When you write "Let's just say for the sake of argument that my identity is not the same to the person who I was when I was in my mother's womb (I wouldn't believe this normally)."

Are you saying that normally you do believe that you have the same "identity" that you did when "you" were in your mothers womb?

If so I'm curious what this "identity" consists in.

To elucidate my own position a bit further I have trouble with/struggle with all of the following:

1. The notion that anything has "intrinsic" worth.

2. I generally find that I don't think anyone has a clear idea what they are talking about when they say "person," "Person" frequently seems to just mean "a living being that has full moral worth," or similar. So to me a sentence like "Personhood is a substantial kind" is similar to saying "A being with full moral worth is a substantial kind." Maybe that is so? But generally I think "person" is not a helpful concept. It doesn't seem to do much work.

3. "Identity" is a concept that is very difficult to cash out. Currently, I'm inclined to agree with Mark Johnston's argument that Identity is "construal dependent" which Jean has elsewhere rejected, though frankly I think she just didn't engage the argument.

Anyway the cruicial question here seems to be:

When do "beings that have full moral worth" aquire their full moral worth? Where does this moral worth come from.
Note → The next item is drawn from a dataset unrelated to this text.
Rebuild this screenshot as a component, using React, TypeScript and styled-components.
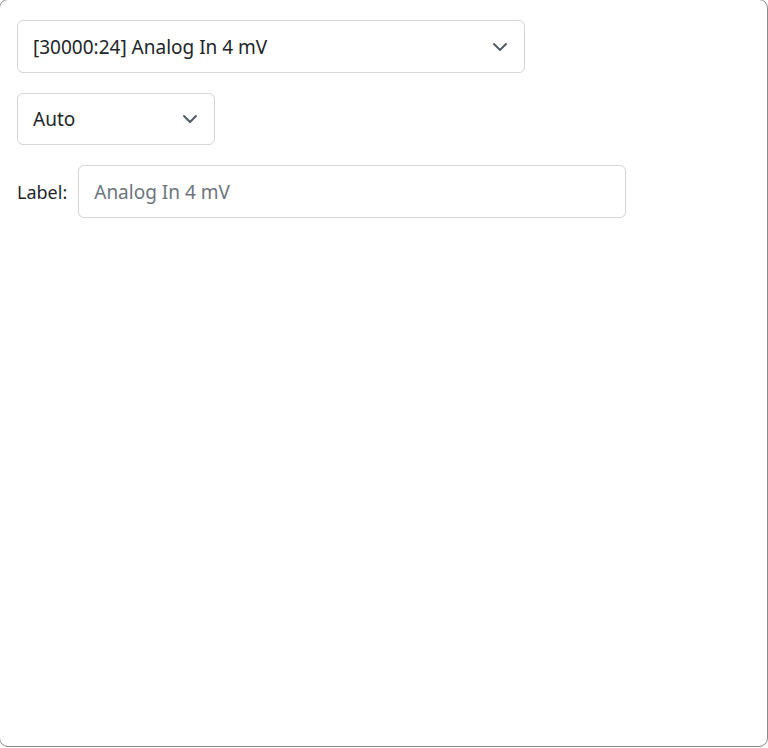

My view is that moral worth is granted by agents, and does not have any other source (is not intrinsic).

In a related note, this whole line of thinking reminds me very much of an old post that Jean put up about the "do you benefit a child by giving them existence even if you immediately give them up/sell them into slavery" question. But I can't find the original post.

Simon Rippon said...

I think you're absolutely right about this argument - and the butterfly/caterpillar analogy is a great choice to illustrate the problem.

I'd describe the flaw as an equivocation on "individual" between the second and third premises (so I'm agreeing with Aeolus). On one reading of "individual" - the "individual entity" reading, your personhood is unnecessary to what makes you an individual. On that reading, premise 2 may is true of a fetus and the paradigm human person it grows into, but premise 3 is false. On a second reading of "individual" - the "individual person" reading, continuity of person is a necessary criterion of identy of an individual over time. On that reading, premise 3 is tautologically true, but premise 2 can only implausibly and question-beggingly be claimed to hold true of a fetus and the paradigm human person it grows into.

Anonymous said...

The things that make up an essence of a human are those things that can't be taken away without destroying its "humanness." I think the are things Z lacks that humans - as far as a general definition goes - requires to maintain it's humanness, especially if it's still a one celled organism (or even a couple hundred cells). If a human characteristic is to be able to communicate, then Z can't fulfill this quality. Breathing air? Being able to sit unassisted for a couple hours? Having bones? Z doesn't have any of these characteristics. Of course, you may want to argue if these even make up the essence of a human, but you'd have to have a pretty lame definition of what makes up a human's humanness for it to include Z.
Can Z become, eventually, all that humanness demands? Sure. And coal can eventual become everything "diamondness" demands. But it's not a diamond. And we'll burn it when convenient.